In this paper, the authors build four classifiers which are the logistic regression, KNN, SVM, CNN by supervised machine learning to discriminate between criminals and non-criminals. There are 1856 real people’s facial images controlled for face, gender, age and facial expressions. The authors find that there are some discriminating structural features can help predict criminality such as eye inner corner distance and lip curvature. Upon further study, the authors found there is a large difference between criminals and normal people in facial expressions.
The authors first point out the lack of research on the analysis and quantification of social perception and attributes of faces . While psychologists have known for a long time that humans’ innate traits and social attributes, like trustworthiness and dominance, can be inferred from facial appearance, the authors propose we can use machine learning and computer vision to find that relationship. They point out that for computer vision algorithms, there is no subjective baggage. So that almost guarantees the objectivity of the results. They also mentions that the data for training these classifiers are standard ID images of real people controlled for race, gender, age, and facial expression, which will be more realistic and have higher quality compared with the studies based on sample face images generated by 2D or 3D face models [2, 3, 4].
II. Data preparation
We all know that a good data set is very important for experiments. The authors collected 1856 ID photos that satisfy the specific criteria: Chinese, male, range of age is between 18 and 55, no facial hair, no facial scars or another marking. Denote this data set using S, and divide it into two subsets Sn and Sc for non-criminals and criminals. Sn consists of 1126 non-criminals ID photos acquired from the Internet by web spider tool.
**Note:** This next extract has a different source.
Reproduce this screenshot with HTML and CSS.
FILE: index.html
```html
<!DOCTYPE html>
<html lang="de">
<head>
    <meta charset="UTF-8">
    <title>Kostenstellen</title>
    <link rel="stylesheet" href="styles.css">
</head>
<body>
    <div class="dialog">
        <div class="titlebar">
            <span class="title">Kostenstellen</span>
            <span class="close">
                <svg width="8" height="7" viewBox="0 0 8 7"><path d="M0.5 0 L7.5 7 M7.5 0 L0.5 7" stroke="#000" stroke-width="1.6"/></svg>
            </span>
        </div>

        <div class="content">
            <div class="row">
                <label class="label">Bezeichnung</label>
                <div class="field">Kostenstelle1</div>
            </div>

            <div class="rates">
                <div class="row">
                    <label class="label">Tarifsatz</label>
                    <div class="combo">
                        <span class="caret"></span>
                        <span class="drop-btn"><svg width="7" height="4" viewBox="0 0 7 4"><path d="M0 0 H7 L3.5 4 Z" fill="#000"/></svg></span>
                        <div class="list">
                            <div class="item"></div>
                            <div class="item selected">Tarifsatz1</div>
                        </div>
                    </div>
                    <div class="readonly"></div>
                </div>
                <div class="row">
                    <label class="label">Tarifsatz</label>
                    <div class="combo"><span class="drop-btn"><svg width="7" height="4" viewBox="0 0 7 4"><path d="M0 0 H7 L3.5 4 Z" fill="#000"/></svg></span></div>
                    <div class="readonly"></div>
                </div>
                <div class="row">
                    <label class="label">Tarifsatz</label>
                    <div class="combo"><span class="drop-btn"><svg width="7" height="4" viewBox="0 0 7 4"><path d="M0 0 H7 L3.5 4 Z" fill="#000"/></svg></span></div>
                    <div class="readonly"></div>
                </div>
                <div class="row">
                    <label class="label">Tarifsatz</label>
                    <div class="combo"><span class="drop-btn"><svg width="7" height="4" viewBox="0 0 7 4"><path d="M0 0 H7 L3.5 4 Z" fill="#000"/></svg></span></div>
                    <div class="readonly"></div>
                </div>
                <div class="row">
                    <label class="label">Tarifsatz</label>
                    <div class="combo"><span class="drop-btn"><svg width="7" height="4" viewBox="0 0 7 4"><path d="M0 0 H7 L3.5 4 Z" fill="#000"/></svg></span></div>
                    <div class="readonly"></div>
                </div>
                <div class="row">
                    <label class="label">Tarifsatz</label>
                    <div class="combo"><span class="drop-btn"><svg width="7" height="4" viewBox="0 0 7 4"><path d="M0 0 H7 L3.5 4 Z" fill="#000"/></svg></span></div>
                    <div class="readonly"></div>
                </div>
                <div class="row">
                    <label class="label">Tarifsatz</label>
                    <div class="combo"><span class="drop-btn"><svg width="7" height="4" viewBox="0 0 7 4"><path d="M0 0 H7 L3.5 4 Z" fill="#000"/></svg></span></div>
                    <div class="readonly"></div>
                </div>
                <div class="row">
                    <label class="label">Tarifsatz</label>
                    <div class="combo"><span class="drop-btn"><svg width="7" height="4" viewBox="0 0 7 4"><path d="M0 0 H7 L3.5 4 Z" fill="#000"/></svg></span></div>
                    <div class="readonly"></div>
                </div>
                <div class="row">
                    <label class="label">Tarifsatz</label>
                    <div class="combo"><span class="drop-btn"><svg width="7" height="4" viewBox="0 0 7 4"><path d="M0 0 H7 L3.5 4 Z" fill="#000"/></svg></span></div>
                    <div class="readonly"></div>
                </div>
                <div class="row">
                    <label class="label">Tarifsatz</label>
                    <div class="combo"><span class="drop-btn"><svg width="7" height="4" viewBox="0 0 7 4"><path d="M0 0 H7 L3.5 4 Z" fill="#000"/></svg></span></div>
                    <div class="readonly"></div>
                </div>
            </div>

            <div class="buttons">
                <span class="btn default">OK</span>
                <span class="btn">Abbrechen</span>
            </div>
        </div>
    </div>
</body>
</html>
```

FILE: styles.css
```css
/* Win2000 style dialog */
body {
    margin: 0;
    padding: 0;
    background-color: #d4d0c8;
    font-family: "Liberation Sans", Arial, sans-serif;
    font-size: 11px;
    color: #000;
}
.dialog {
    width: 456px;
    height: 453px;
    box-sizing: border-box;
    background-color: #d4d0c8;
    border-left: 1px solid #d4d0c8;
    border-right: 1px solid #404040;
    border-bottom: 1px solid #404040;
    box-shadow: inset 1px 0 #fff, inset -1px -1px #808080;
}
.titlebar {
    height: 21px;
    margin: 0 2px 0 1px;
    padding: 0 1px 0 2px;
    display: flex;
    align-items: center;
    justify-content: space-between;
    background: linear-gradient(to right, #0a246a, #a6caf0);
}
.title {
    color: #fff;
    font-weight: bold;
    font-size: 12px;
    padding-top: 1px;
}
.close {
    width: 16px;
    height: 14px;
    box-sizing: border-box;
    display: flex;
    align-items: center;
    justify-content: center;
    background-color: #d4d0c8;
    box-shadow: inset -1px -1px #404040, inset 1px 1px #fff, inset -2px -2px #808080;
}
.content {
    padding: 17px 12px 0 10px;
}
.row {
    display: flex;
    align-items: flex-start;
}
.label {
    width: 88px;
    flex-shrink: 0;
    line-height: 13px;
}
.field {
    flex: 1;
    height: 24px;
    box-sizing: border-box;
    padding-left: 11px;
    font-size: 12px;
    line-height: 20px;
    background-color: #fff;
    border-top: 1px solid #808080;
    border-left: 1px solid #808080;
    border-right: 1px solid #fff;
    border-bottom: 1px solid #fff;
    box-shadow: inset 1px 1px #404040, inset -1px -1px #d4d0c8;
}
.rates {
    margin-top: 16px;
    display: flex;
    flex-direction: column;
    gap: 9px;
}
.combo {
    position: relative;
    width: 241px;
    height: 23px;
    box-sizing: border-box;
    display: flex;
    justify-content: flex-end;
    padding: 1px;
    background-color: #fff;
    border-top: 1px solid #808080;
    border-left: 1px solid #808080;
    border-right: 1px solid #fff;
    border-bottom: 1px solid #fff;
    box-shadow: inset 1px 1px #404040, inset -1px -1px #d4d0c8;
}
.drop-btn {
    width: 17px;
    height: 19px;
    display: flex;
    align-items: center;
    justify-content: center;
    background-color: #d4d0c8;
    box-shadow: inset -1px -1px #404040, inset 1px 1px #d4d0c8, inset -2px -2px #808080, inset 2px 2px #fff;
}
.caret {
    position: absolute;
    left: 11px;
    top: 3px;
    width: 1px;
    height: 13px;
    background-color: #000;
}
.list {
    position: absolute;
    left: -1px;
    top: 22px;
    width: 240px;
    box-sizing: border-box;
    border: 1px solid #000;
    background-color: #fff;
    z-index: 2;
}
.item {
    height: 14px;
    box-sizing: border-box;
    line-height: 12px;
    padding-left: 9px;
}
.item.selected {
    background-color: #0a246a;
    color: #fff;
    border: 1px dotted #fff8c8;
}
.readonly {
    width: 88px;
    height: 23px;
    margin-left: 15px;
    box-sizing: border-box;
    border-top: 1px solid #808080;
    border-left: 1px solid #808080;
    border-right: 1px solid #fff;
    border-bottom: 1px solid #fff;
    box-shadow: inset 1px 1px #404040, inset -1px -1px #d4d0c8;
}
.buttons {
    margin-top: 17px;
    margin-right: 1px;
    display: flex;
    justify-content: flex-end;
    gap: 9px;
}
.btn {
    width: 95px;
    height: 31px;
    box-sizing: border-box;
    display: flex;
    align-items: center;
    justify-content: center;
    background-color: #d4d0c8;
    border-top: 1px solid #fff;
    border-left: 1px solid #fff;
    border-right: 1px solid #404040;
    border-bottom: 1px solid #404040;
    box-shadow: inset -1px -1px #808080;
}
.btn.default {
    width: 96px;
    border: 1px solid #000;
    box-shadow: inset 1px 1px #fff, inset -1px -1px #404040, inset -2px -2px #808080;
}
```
One thing worth noting is that roughly half of individuals in subset Sn have university degrees. Subset Sc contains 730 criminals’ ID photos, 330 of these are published as wanted suspects, and the others are under a confidentiality agreement. Some sample ID photos in Sc and Sn are displayed in Figure 1.
For these ID photos, the authors extract the region of the face and upper neck, and the background is removed. All these faces are normalized into 80 * 80 images. They also take extra measures to neutralize any other varied illumination conditions’ possible effects.
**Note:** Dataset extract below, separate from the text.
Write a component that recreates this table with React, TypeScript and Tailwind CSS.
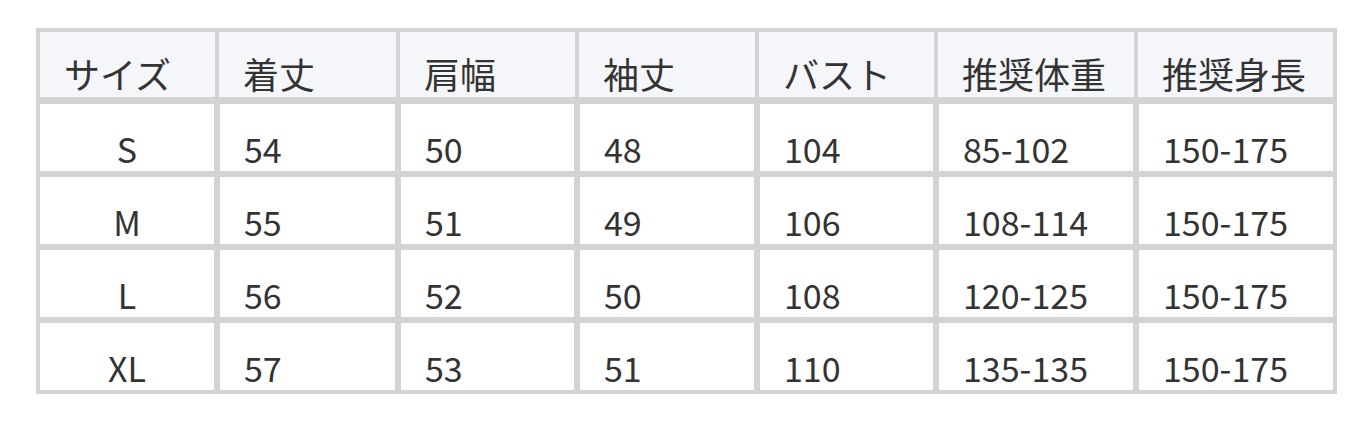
const headers = ["サイズ", "着丈", "肩幅", "袖丈", "バスト", "推奨体重", "推奨身長"]

const widths = ["w-[179px]", "w-[181px]", "w-[179px]", "w-[180px]", "w-[179px]", "w-[200px]", "w-[199px]"]

const rows = [
  ["S", "54", "50", "48", "104", "85-102", "150-175"],
  ["M", "55", "51", "49", "106", "108-114", "150-175"],
  ["L", "56", "52", "50", "108", "120-125", "150-175"],
  ["XL", "57", "53", "51", "110", "135-135", "150-175"],
]

export default function App() {
  return (
    <div className="min-h-screen bg-white pl-[36px] pt-[28px] text-[#333] font-['Noto_Sans_CJK_JP','Noto_Sans',sans-serif]">
      <table className="w-[1301px] table-fixed border-separate border-spacing-0 border-2 border-[#d3d3d3] text-[34px] leading-none">
        <thead>
          <tr>
            {headers.map((h, i) => (
              <th
                key={h}
                className={`${widths[i]} border-2 border-b-4 border-[#d3d3d3] bg-[#f5f6fa] pl-[24px] pt-[23px] pb-[6px] text-left text-[36px] font-normal`}
              >
                {h}
              </th>
            ))}
          </tr>
        </thead>
        <tbody>
          {rows.map((r, ri) => (
            <tr key={r[0]}>
              {r.map((c, ci) => (
                <td
                  key={ci}
                  className={`border-[3px] border-[#d3d3d3] pt-[28px] pb-[5px] first:border-l-2 last:border-r-2 ${
                    ri === rows.length - 1 ? "border-b-2" : ""
                  } ${ci === 0 ? "text-center" : "pl-[24px] text-left"}`}
                >
                  {c}
                </td>
              ))}
            </tr>
          ))}
        </tbody>
      </table>
    </div>
  )
}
III. Implementation of Face Classifiers on Criminality and its Validation
The authors use four different classification methods on data set S to prove or disprove the hypothesis of using face images to distinguish criminals and non-criminals. The classification methods are K-Nearest Neighbor, Logistic Regression, Support Vector Machine, and Convolutional Neural Network. The first three classification methods work on image features, and there are 4 features to evaluate their performances on:
- Facial landmark points, like corners of the eye and mouth
- Facial feature vector generated by modular PCA 
- Facial feature vector based on Local Binary Pattern (LBP) histograms 
- The concatenation of the above three feature vectors.
The criminal subset Sc is defined as positive class and the non-criminal subset Sn is defined as the negative class. The authors run 10-fold cross validation for all possible combinations of the first three feature-driven classifiers, with four types of feature vectors and one data-driven CNN without explicit feature vector. They examine the rate to classify a member of S into Sn or Sc, and average the rates of each case over ten runs in each of these 130 experiments (13 cases * 10 runs).
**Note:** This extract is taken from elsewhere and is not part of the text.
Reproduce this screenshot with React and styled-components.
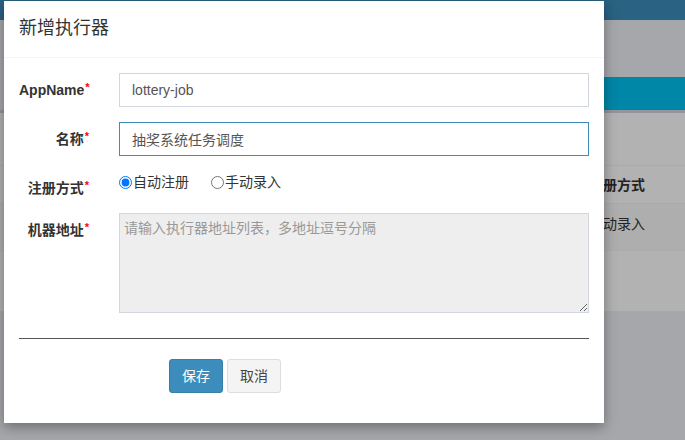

We can see the accuracies of all four classifiers for the thirteen cases in Figure 2. CNN classifier achieves 89.51% accuracy. The authors also plot the ROC curves for these four classifiers in Figure 3, and give the corresponding AUC results in Table 1. This can help measure the sensitivities of the data-driven and binary face classifiers for criminality. By far, the authors can say that the predictive power of this proposed approach is established.
Because of the high social sensitivities and repercussions of this topic, the authors want to excise maximum caution. They design and conduct the following experiments to challenge the validity of the classifiers: they randomly label the faces as negative or positive and redo all the above experiments. The outcomes show that the randomly generated instances cannot be distinguished, and the average classification accuracy is only 48%. They also tested the robustness of the experiments’ results. They take 40 pictures from 10 male Chinese students in different environments, and the classification results are still higher than 83 percent.
These experiments show that the good accuracies of the four evaluated classifiers are not due to data overfitting.
IV. Discrimination Features and Clustering of Face on Manifolds
After doing the above experiments, the authors also want to find out what features of a human face is important for classifiers to tell whether this is the face of a criminal. Here, they apply the Feature Generating Machine (FGM) of Tan in . We can see in Figure 4 (a) that the red-marked regions is the most critical parts. The authors find there are three critical areas that are very significant for separating criminals and non-criminals. In Figure 4 (b) it shows the discriminating features, which are the upper lip curvature (denoted by ρ), distance between two inner corners of the eye (denoted by d), and the angles between two lines from the tip of the nose to the two corners of the mouth (denoted by θ).
The authors use Hellinger distance , which shows the relationship between two histograms and ranges from 0 to 1, to examine the two histograms. The histograms of the three critical features are shown in Figure 5. The mean and variance of these also are tabulated in Table 2. For angle θ, the average is 19.6% smaller for criminals than non-criminals. Similarly, For the upper lip curvature ρ, the average is 23.4% larger for criminals than for non-criminals. And the distance d for criminals is slightly shorter.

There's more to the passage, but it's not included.